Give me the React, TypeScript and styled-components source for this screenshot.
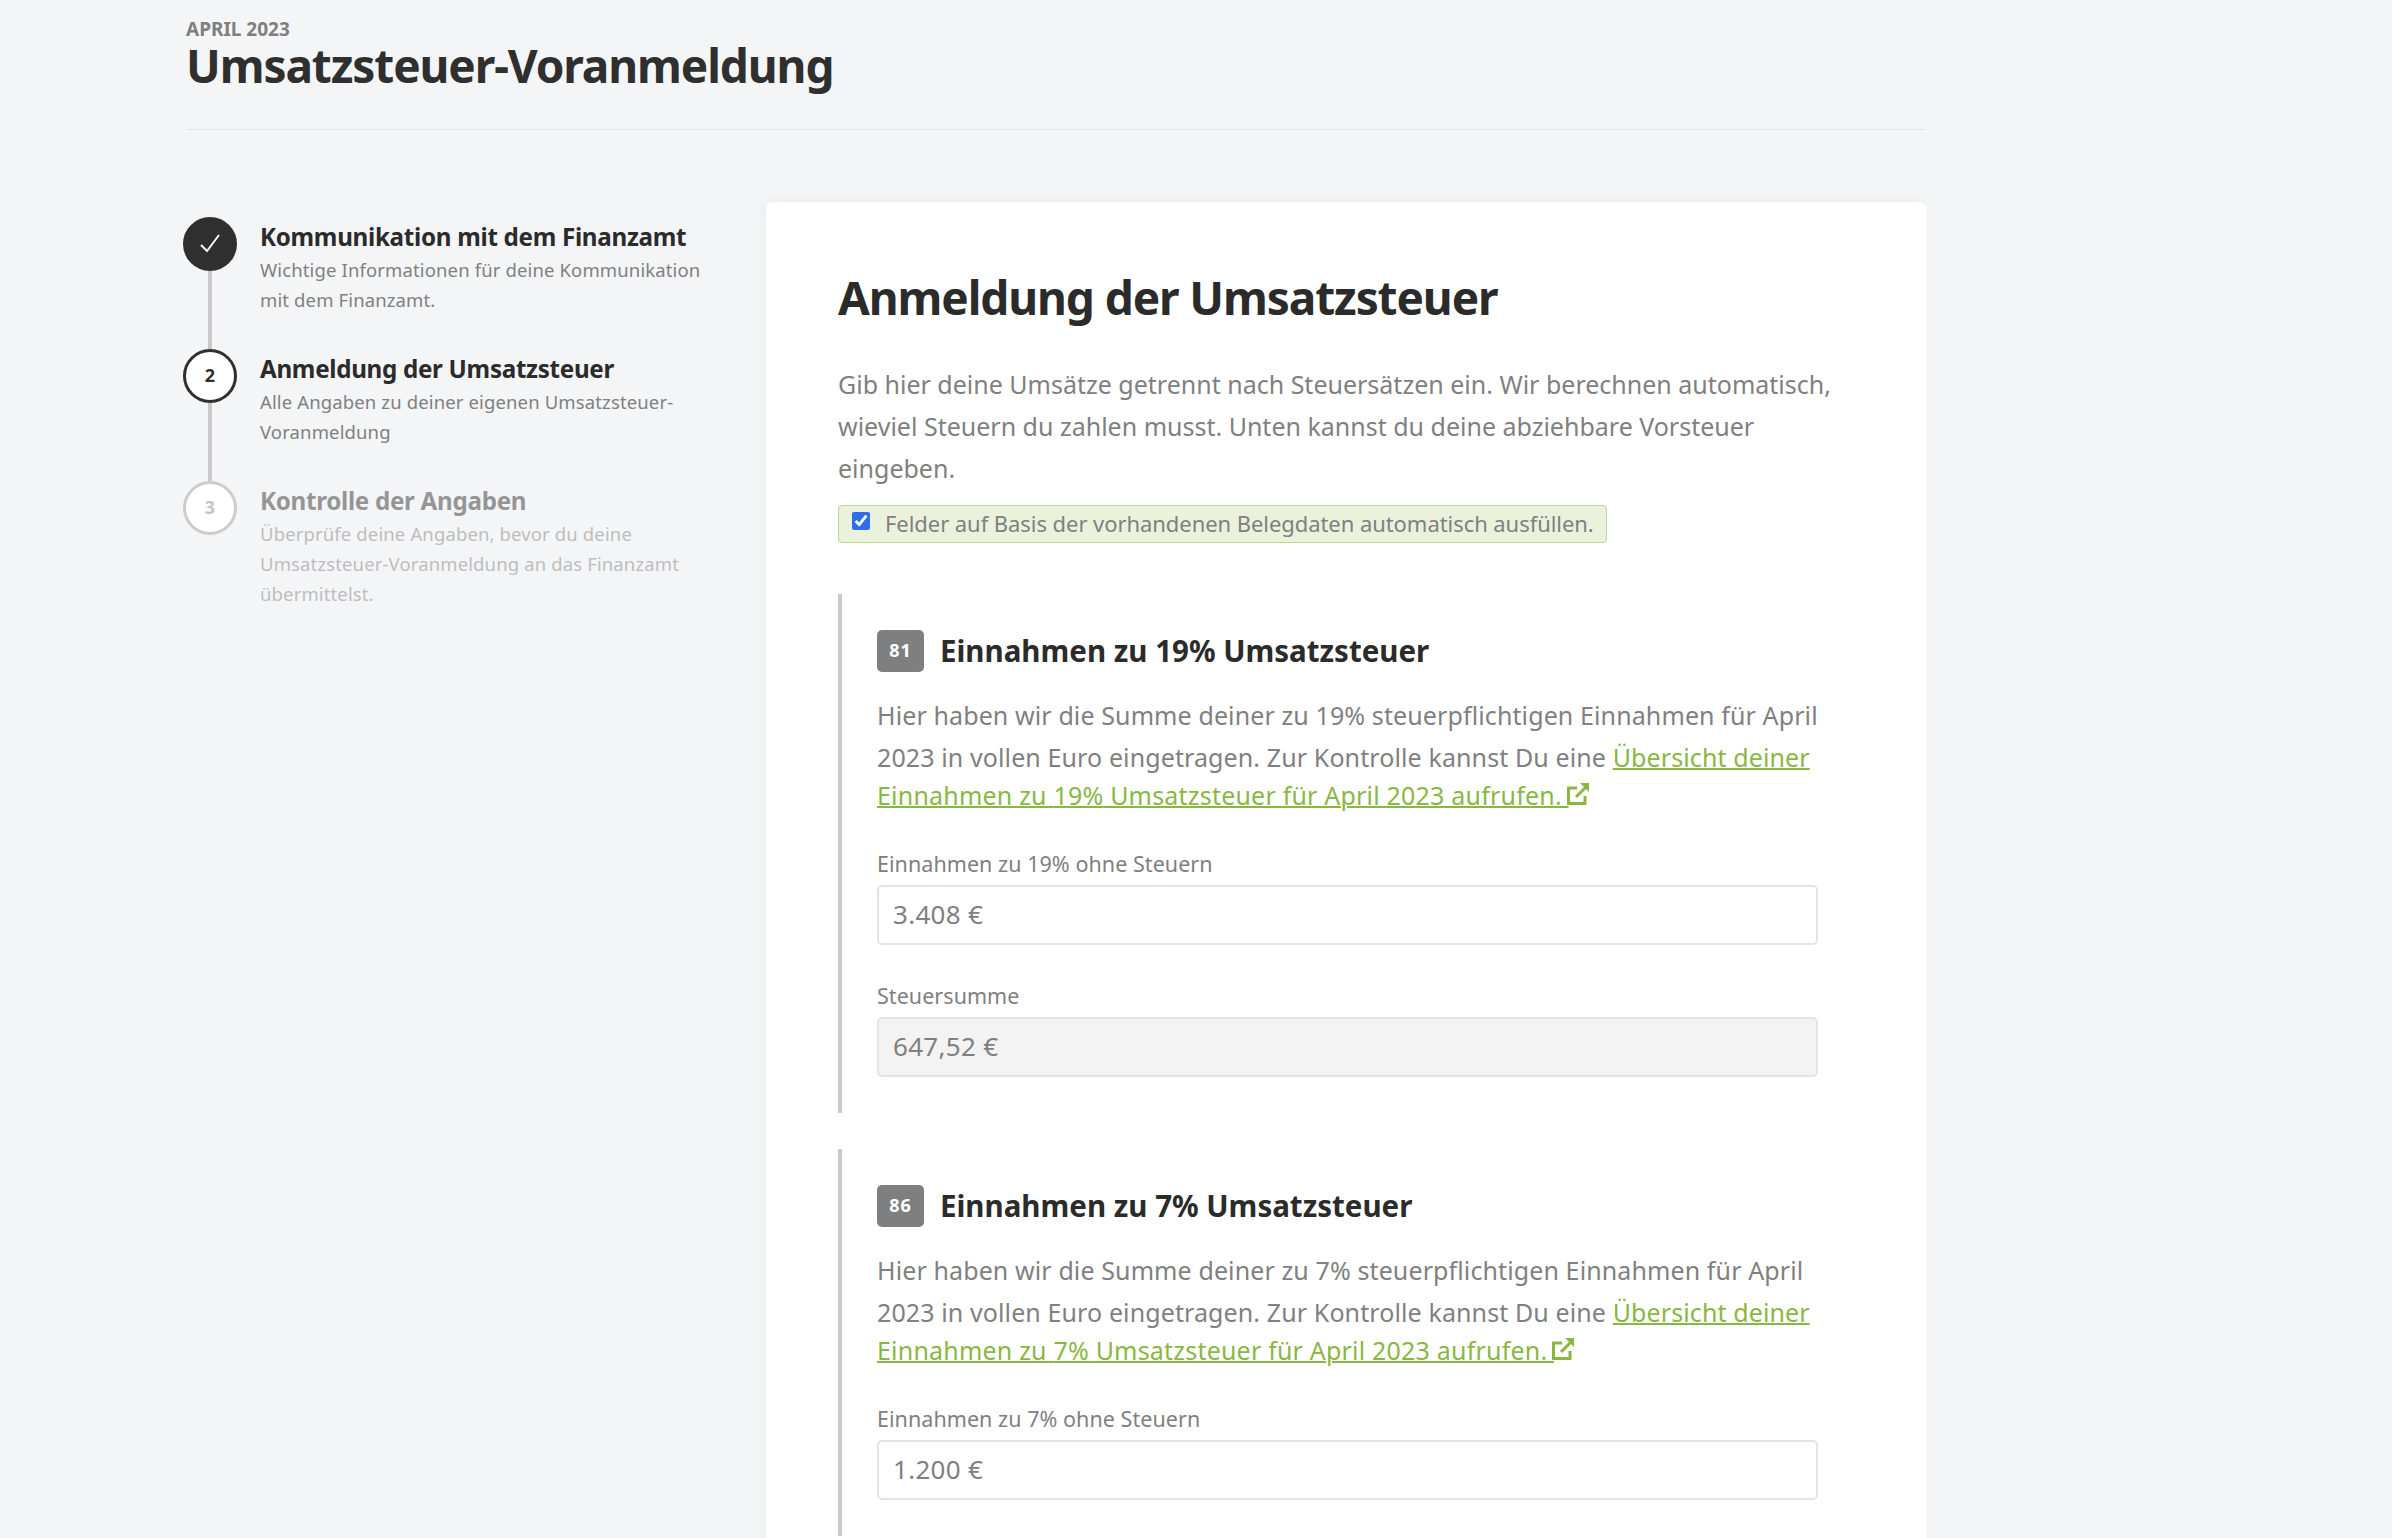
import React from "react";
import styled, { createGlobalStyle } from "styled-components";

const Global = createGlobalStyle`
  html, body { margin: 0; padding: 0; background: #f4f5f7; }
  body { font-family: "Noto Sans", sans-serif; color: #808080; overflow: hidden; height: 1538px; }
  * { box-sizing: border-box; }
`;

const Page = styled.div`
  padding-left: 186px;
  width: 1926px;
  height: 1538px;
  overflow: hidden;
`;
const Header = styled.header`
  width: 1740px;
  height: 130px;
  padding-top: 18px;
  border-bottom: 1px solid #e0e1e3;
`;
const Eyebrow = styled.div`
  font: 700 19px/22px "Noto Sans", sans-serif;
  color: #7f7f7f;
`;
const PageTitle = styled.h1`
  margin: 0;
  font: 700 46px/50px "Noto Sans", sans-serif;
  letter-spacing: -1.1px;
  color: #2f2f2f;
`;
const Columns = styled.div`
  display: flex;
  align-items: flex-start;
  margin-top: 72px;
`;
const Steps = styled.ol`
  list-style: none;
  margin: 15px 0 0 -3px;
  padding: 0;
  width: 583px;
  flex: none;
`;
const Step = styled.li`
  position: relative;
  display: flex;
  gap: 23px;
  height: 132px;
`;
const StepRail = styled.div`
  position: absolute;
  left: 25px;
  top: 54px;
  width: 4px;
  height: 78px;
  background: #c9c9c9;
`;
const Circle = styled.div<{ $variant: "done" | "active" | "todo" }>`
  width: 54px;
  height: 54px;
  flex: none;
  border-radius: 50%;
  display: flex;
  align-items: center;
  justify-content: center;
  padding-bottom: 3px;
  font: 700 18px "Noto Sans", sans-serif;
  border: 3px solid ${(p) => (p.$variant === "todo" ? "#cccccc" : "#2f2f2f")};
  background: ${(p) => (p.$variant === "done" ? "#2f2f2f" : "#fff")};
  color: ${(p) => (p.$variant === "todo" ? "#c4c4c4" : "#2f2f2f")};
`;
const StepBody = styled.div<{ $muted?: boolean }>`
  padding-top: 4px;
  opacity: ${(p) => (p.$muted ? 0.47 : 1)};
`;
const StepTitle = styled.div`
  font: 700 24.2px/32px "Noto Sans", sans-serif;
  letter-spacing: -0.3px;
  color: #2b2b2b;
`;
const StepText = styled.div`
  font-size: 18.5px;
  line-height: 30px;
  letter-spacing: 0.13px;
  margin-top: 2px;
  color: #808080;
`;
const Card = styled.main`
  width: 1160px;
  flex: none;
  background: #fff;
  border-radius: 6px;
  box-shadow: 0 0 14px rgba(0, 0, 0, 0.06);
  padding: 69px 72px;
`;
const CardTitle = styled.h2`
  margin: 0 0 40px;
  font: 700 46px/52px "Noto Sans", sans-serif;
  letter-spacing: -1.1px;
  color: #2b2b2b;
`;
const Lead = styled.p`
  margin: 0;
  font-size: 25px;
  line-height: 42px;
  white-space: nowrap;
`;
const AutoFill = styled.label`
  display: inline-flex;
  align-items: center;
  height: 38px;
  margin-top: 16px;
  padding: 0 12px 2px 13px;
  gap: 15px;
  background: #eaf2dc;
  border: 1px solid #bcd88f;
  border-radius: 4px;
  font-size: 22px;
  letter-spacing: -0.06px;
  color: #808080;
`;
const Check = styled.input`
  width: 18px;
  height: 18px;
  margin: 0 0 4px;
  accent-color: #2f6fed;
`;
const Section = styled.section`
  margin-top: 51px;
  border-left: 4px solid #c9c9c9;
  padding: 36px 0 36px 35px;
  & + & { margin-top: 36px; }
`;
const SectionHead = styled.div`
  display: flex;
  align-items: center;
  gap: 16px;
  height: 42px;
  margin-bottom: 22px;
`;
const Badge = styled.span`
  width: 47px;
  height: 42px;
  padding-bottom: 2px;
  border-radius: 5px;
  background: #7f7f7f;
  color: #fff;
  display: flex;
  align-items: center;
  justify-content: center;
  font: 700 18px "Noto Sans", sans-serif;
  letter-spacing: 1px;
`;
const SectionTitle = styled.h3`
  margin: 0;
  font: 700 29.5px/42px "Noto Sans", sans-serif;
  color: #2b2b2b;
`;
const Para = styled.p`
  margin: 0;
  font-size: 25px;
  line-height: 42px;
  letter-spacing: 0.11px;
  white-space: nowrap;
`;
const LinkLine = styled.p`
  margin: 0 0 34px;
  font-size: 25px;
  line-height: 34px;
  letter-spacing: 0.2px;
  white-space: nowrap;
`;
const Link = styled.a`
  color: #89b743;
  text-decoration: underline;
  text-decoration-thickness: 2px;
`;
const ExternalIcon = styled.svg`
  width: 24px;
  height: 24px;
  margin-left: -3px;
  color: #89b743;
  vertical-align: -1px;
`;
const Field = styled.div`
  width: 941px;
  & + & { margin-top: 33px; }
`;
const FieldLabel = styled.div`
  font-size: 21.5px;
  letter-spacing: 0.05px;
  line-height: 36px;
  margin-bottom: 3px;
`;
const Input = styled.div<{ $disabled?: boolean }>`
  height: 60px;
  display: flex;
  align-items: center;
  padding: 0 0 2px 14px;
  font-size: 26px;
  letter-spacing: 0.3px;
  border: 2px solid #e4e4e4;
  border-radius: 5px;
  background: ${(p) => (p.$disabled ? "#f3f3f3" : "#fff")};
`;

const External = () => (
  <ExternalIcon viewBox="0 0 24 24" fill="none" stroke="currentColor" strokeWidth="3">
    <path d="M19 14v7.500H2.500V6H11" />
    <path d="M10 15 20 5" />
    <path d="M14 1h9v9z" fill="currentColor" stroke="none" />
  </ExternalIcon>
);

const sections = [
  { code: "81", rate: "19%", fields: [["Einnahmen zu 19% ohne Steuern", "3.408 €", false], ["Steuersumme", "647,52 €", true]] },
  { code: "86", rate: "7%", fields: [["Einnahmen zu 7% ohne Steuern", "1.200 €", false]] },
] as const;

export default function App() {
  return (
    <Page>
      <Global />
      <Header>
        <Eyebrow>APRIL 2023</Eyebrow>
        <PageTitle>Umsatzsteuer-Voranmeldung</PageTitle>
      </Header>
      <Columns>
        <Steps>
          <Step>
            <StepRail />
            <Circle $variant="done">
              <svg width="22" height="22" viewBox="0 0 22 22" fill="none" stroke="#fff" strokeWidth="2"><path d="M2 13l6 6L20 3" /></svg>
            </Circle>
            <StepBody>
              <StepTitle>Kommunikation mit dem Finanzamt</StepTitle>
              <StepText>Wichtige Informationen für deine Kommunikation<br />mit dem Finanzamt.</StepText>
            </StepBody>
          </Step>
          <Step>
            <StepRail />
            <Circle $variant="active">2</Circle>
            <StepBody>
              <StepTitle>Anmeldung der Umsatzsteuer</StepTitle>
              <StepText>Alle Angaben zu deiner eigenen Umsatzsteuer-<br />Voranmeldung</StepText>
            </StepBody>
          </Step>
          <Step>
            <Circle $variant="todo">3</Circle>
            <StepBody $muted>
              <StepTitle>Kontrolle der Angaben</StepTitle>
              <StepText>Überprüfe deine Angaben, bevor du deine<br />Umsatzsteuer-Voranmeldung an das Finanzamt<br />übermittelst.</StepText>
            </StepBody>
          </Step>
        </Steps>
        <Card>
          <CardTitle>Anmeldung der Umsatzsteuer</CardTitle>
          <Lead>Gib hier deine Umsätze getrennt nach Steuersätzen ein. Wir berechnen automatisch,<br />wieviel Steuern du zahlen musst. Unten kannst du deine abziehbare Vorsteuer<br />eingeben.</Lead>
          <AutoFill><Check type="checkbox" defaultChecked />Felder auf Basis der vorhandenen Belegdaten automatisch ausfüllen.</AutoFill>
          {sections.map((s) => (
            <Section key={s.code}>
              <SectionHead><Badge>{s.code}</Badge><SectionTitle>Einnahmen zu {s.rate} Umsatzsteuer</SectionTitle></SectionHead>
              <Para>Hier haben wir die Summe deiner zu {s.rate} steuerpflichtigen Einnahmen für April<br />2023 in vollen Euro eingetragen. Zur Kontrolle kannst Du eine <Link href="#">Übersicht deiner</Link></Para>
              <LinkLine><Link href="#">Einnahmen zu {s.rate} Umsatzsteuer für April 2023 aufrufen. </Link><External /></LinkLine>
              {s.fields.map(([label, value, disabled]) => (
                <Field key={label}><FieldLabel>{label}</FieldLabel><Input $disabled={disabled}>{value}</Input></Field>
              ))}
            </Section>
          ))}
        </Card>
      </Columns>
    </Page>
  );
}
# # #
Count every line bearing the word "React"; report the total only.

_Response_.
2